**Instruction**
Quote the whole listing verbatim.

**Dataset extract**
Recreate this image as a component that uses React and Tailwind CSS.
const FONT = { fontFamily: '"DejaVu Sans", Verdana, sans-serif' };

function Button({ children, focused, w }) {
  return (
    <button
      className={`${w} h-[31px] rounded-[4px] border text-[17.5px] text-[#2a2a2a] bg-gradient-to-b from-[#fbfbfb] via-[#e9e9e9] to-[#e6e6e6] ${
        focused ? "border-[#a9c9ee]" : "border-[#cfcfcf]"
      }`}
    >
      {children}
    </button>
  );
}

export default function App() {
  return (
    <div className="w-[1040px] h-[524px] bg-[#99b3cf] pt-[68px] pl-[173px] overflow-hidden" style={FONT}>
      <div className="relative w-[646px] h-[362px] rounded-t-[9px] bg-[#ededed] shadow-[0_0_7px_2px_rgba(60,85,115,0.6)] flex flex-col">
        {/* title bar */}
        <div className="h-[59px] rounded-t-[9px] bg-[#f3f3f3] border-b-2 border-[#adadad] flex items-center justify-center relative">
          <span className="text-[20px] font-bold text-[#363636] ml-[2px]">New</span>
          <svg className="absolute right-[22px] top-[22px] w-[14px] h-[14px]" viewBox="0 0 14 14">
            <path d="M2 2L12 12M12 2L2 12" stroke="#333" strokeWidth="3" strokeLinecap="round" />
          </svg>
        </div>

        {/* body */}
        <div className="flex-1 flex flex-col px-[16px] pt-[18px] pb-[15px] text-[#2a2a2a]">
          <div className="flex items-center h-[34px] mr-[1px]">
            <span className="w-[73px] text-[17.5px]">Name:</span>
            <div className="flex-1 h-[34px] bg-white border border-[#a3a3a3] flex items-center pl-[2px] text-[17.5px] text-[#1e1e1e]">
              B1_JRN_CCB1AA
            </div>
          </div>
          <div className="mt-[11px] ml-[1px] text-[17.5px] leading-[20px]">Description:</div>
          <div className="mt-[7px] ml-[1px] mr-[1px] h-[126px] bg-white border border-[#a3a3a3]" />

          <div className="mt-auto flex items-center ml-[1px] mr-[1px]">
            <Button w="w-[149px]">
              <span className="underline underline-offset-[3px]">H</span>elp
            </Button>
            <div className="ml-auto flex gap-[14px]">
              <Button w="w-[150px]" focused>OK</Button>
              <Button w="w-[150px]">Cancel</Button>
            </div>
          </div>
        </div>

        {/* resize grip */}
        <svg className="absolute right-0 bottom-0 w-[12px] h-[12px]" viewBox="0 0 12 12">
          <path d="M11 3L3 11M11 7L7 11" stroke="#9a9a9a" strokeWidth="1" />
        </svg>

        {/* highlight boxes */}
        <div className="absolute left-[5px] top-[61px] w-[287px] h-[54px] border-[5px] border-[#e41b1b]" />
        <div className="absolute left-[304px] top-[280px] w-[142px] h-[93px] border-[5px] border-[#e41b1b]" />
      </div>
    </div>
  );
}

**Result of this exercise**
Recreate this image as a component that uses React and Tailwind CSS.
const FONT = { fontFamily: '"DejaVu Sans", Verdana, sans-serif' };

function Button({ children, focused, w }) {
  return (
    <button
      className={`${w} h-[31px] rounded-[4px] border text-[17.5px] text-[#2a2a2a] bg-gradient-to-b from-[#fbfbfb] via-[#e9e9e9] to-[#e6e6e6] ${
        focused ? "border-[#a9c9ee]" : "border-[#cfcfcf]"
      }`}
    >
      {children}
    </button>
  );
}

export default function App() {
  return (
    <div className="w-[1040px] h-[524px] bg-[#99b3cf] pt-[68px] pl-[173px] overflow-hidden" style={FONT}>
      <div className="relative w-[646px] h-[362px] rounded-t-[9px] bg-[#ededed] shadow-[0_0_7px_2px_rgba(60,85,115,0.6)] flex flex-col">
        {/* title bar */}
        <div className="h-[59px] rounded-t-[9px] bg-[#f3f3f3] border-b-2 border-[#adadad] flex items-center justify-center relative">
          <span className="text-[20px] font-bold text-[#363636] ml-[2px]">New</span>
          <svg className="absolute right-[22px] top-[22px] w-[14px] h-[14px]" viewBox="0 0 14 14">
            <path d="M2 2L12 12M12 2L2 12" stroke="#333" strokeWidth="3" strokeLinecap="round" />
          </svg>
        </div>

        {/* body */}
        <div className="flex-1 flex flex-col px-[16px] pt-[18px] pb-[15px] text-[#2a2a2a]">
          <div className="flex items-center h-[34px] mr-[1px]">
            <span className="w-[73px] text-[17.5px]">Name:</span>
            <div className="flex-1 h-[34px] bg-white border border-[#a3a3a3] flex items-center pl-[2px] text-[17.5px] text-[#1e1e1e]">
              B1_JRN_CCB1AA
            </div>
          </div>
          <div className="mt-[11px] ml-[1px] text-[17.5px] leading-[20px]">Description:</div>
          <div className="mt-[7px] ml-[1px] mr-[1px] h-[126px] bg-white border border-[#a3a3a3]" />

          <div className="mt-auto flex items-center ml-[1px] mr-[1px]">
            <Button w="w-[149px]">
              <span className="underline underline-offset-[3px]">H</span>elp
            </Button>
            <div className="ml-auto flex gap-[14px]">
              <Button w="w-[150px]" focused>OK</Button>
              <Button w="w-[150px]">Cancel</Button>
            </div>
          </div>
        </div>

        {/* resize grip */}
        <svg className="absolute right-0 bottom-0 w-[12px] h-[12px]" viewBox="0 0 12 12">
          <path d="M11 3L3 11M11 7L7 11" stroke="#9a9a9a" strokeWidth="1" />
        </svg>

        {/* highlight boxes */}
        <div className="absolute left-[5px] top-[61px] w-[287px] h-[54px] border-[5px] border-[#e41b1b]" />
        <div className="absolute left-[304px] top-[280px] w-[142px] h-[93px] border-[5px] border-[#e41b1b]" />
      </div>
    </div>
  );
}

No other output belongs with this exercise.